CMM-to-ASM: Register allocation wierdness
harendra.kumar at gmail.com
Thu Jun 16 12:10:19 UTC 2016
That's a nice read, thanks for the pointer. I agree with the solution
presented there. If we can do that it will be awesome. If help is needed I
can spend some time on it.
One of the things that I noticed is that the code can be optimized
significantly if we know the common case so that we can optimize that path
at the expense of less common path. At times I saw wild difference in
performance just by a very small change in the source. I could attribute
the difference to code blocks having moved and differently placed jump
instructions or change in register allocations impacting the common case
more. This could be avoided if we know the common case.

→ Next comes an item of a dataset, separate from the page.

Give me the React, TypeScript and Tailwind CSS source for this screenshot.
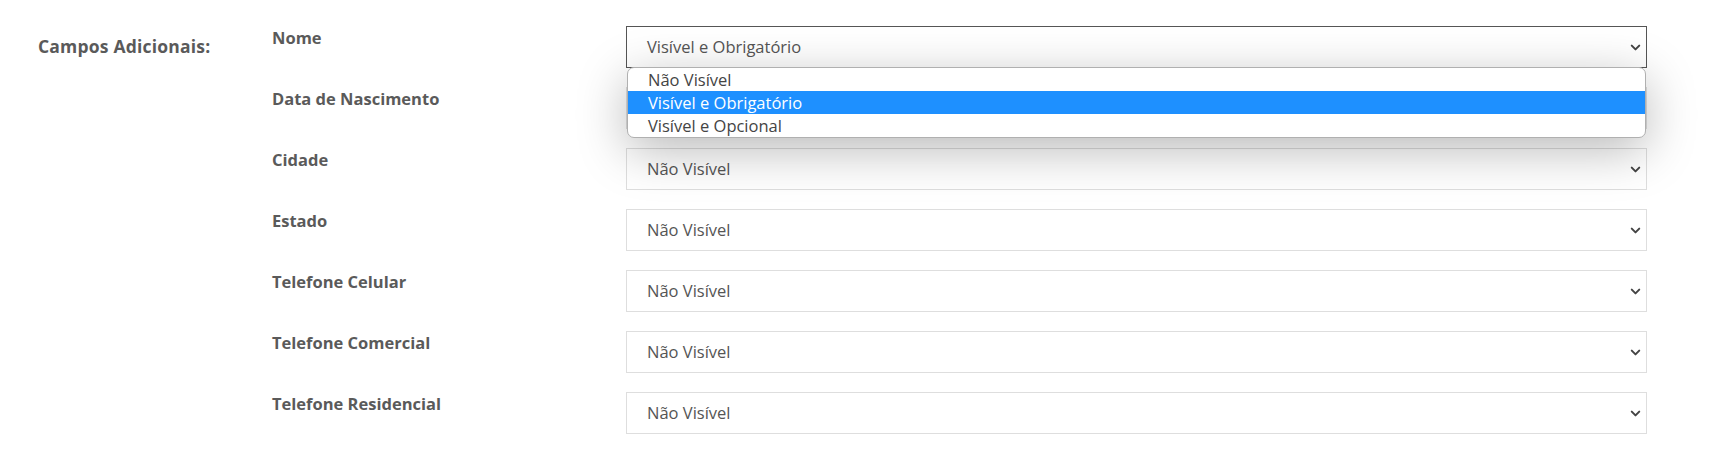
import { ChevronDown } from 'lucide-react';

const fields = [
  { label: 'Nome', value: 'Visível e Obrigatório', open: true },
  { label: 'Data de Nascimento', value: 'Não Visível' },
  { label: 'Cidade', value: 'Não Visível' },
  { label: 'Estado', value: 'Não Visível' },
  { label: 'Telefone Celular', value: 'Não Visível' },
  { label: 'Telefone Comercial', value: 'Não Visível' },
  { label: 'Telefone Residencial', value: 'Não Visível' },
];

const options = ['Não Visível', 'Visível e Obrigatório', 'Visível e Opcional'];

function Dropdown({ value, open }: { value: string; open?: boolean }) {
  return (
    <div className="relative">
      <div
        className={`flex h-[42px] items-center justify-between bg-white pl-[20px] pr-[3px] text-[16.5px] text-[#555] border ${
          open ? 'border-[#555]' : 'border-[#dedede]'
        }`}
      >
        <span>{value}</span>
        <ChevronDown className="h-[15px] w-[15px] text-[#444]" strokeWidth={3.2} />
      </div>
      {open && (
        <div className="absolute left-px right-px top-[41px] z-10 overflow-hidden rounded-[7px] border border-[#b0b0b0] bg-white shadow-[0_12px_50px_rgba(0,0,0,0.28)]">
          {options.map((o) => (
            <div
              key={o}
              className={`h-[23px] pl-[20px] text-[16.5px] leading-[23px] ${
                o === value ? 'bg-[#1e90ff] text-white' : 'text-[#444]'
              }`}
            >
              {o}
            </div>
          ))}
        </div>
      )}
    </div>
  );
}

export default function App() {
  return (
    <div className="h-[470px] bg-white font-['Open_Sans','Lato',sans-serif]">
      <div className="flex pt-[26px] pl-[38px] pr-[75px]">
        <div className="w-[234px] pt-[7px] text-[17.5px] font-bold tracking-[0.2px] text-[#5a5a5a]">Campos Adicionais:</div>
        <div className="flex flex-1 flex-col gap-[19px]">
          {fields.map((f) => (
            <div key={f.label} className="flex">
              <div className="w-[354px] text-[16.5px] font-bold text-[#5a5a5a]">{f.label}</div>
              <div className="flex-1">
                <Dropdown value={f.value} open={f.open} />
              </div>
            </div>
          ))}
        </div>
      </div>
    </div>
  );
}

The common case is not visible or obvious to low level tools. It is easier
to write the code in a low level language like C such that it is closer to
how it will run on the processor, we can also easily influence gcc from the
source level. It is harder to do the same in a high level language like
Haskell. Perhaps there is no point in doing so. What we can do instead is
to use the llvm toolchain to perform feedback directed optimization and it
will adjust the low level code accordingly based on your feedback runs.
That will be entirely free since it can be done at the llvm level.
My point is that it will pay off in things like that if we invest in
integrating llvm better.
On 16 June 2016 at 16:48, Karel Gardas <karel.gardas at centrum.cz> wrote:
> On 06/16/16 12:53 PM, Harendra Kumar wrote:
>> A thought that came to my mind was whether we should focus on getting
>> better code out of the llvm backend or the native code generator. LLVM
>> seems pretty good at the specialized task of code generation and low
>> level optimization, it is well funded, widely used and has a big
>> community support. That allows us to leverage that huge effort and take
>> advantage of the new developments. Does it make sense to outsource the
>> code generation and low level optimization tasks to llvm and ghc
>> focussing on higher level optimizations which are harder to do at the
>> llvm level? What are the downsides of using llvm exclusively in future?